Public ownership must always be superior to private own. ership because the State is always stronger than the individual, no matter how weak or how impotent the State may be. No private bonds ever sell as readily as public bonds. Money to construct public service corporations can be borrowed by a nation, state or city at lower rates of interest than it can be obtained by private corporations, and this necessarily gives the advantage of cheaper service to industries managed by the state or agents of the state.

However corrupt our governments, our states or our cities, still every private corporation is dependent upon these bodies, and the corruption that would destroy cities must likewise destroy the wealth of the private corporations which derive their income from these cities; and the bonds based upon cities or other collective bodies will ever be more secure and desirable than the bonds issued by individuals whose resources must still be drawn from the individual units of municipal bodies. Assuming the same business management for the state or the city as obtains from the private corporation, the rate of interest alone would lessen the cost of public service when performed by the public over public service performed for private profit.

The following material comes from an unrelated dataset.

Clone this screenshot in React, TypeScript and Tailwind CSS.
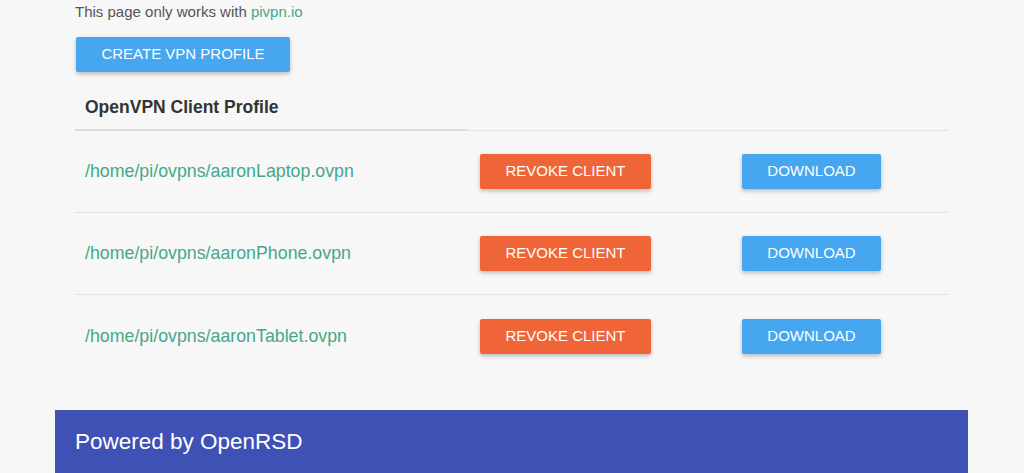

The use of public property, the ease of acquiring property by the state or by the city, the interest of the whole people in the proper management of the municipal corporation-all these tend to increase the advantage of business operated by municipalities and states over business operated by private enterprise.

One of the first duties of the state is to require that these public services be given equally to all its people. This never has been done by private corporations. It has never been done by either nation, state or city by publicly regulated private interests. It can never be completely done except by corporations owned and operated by the people themselves.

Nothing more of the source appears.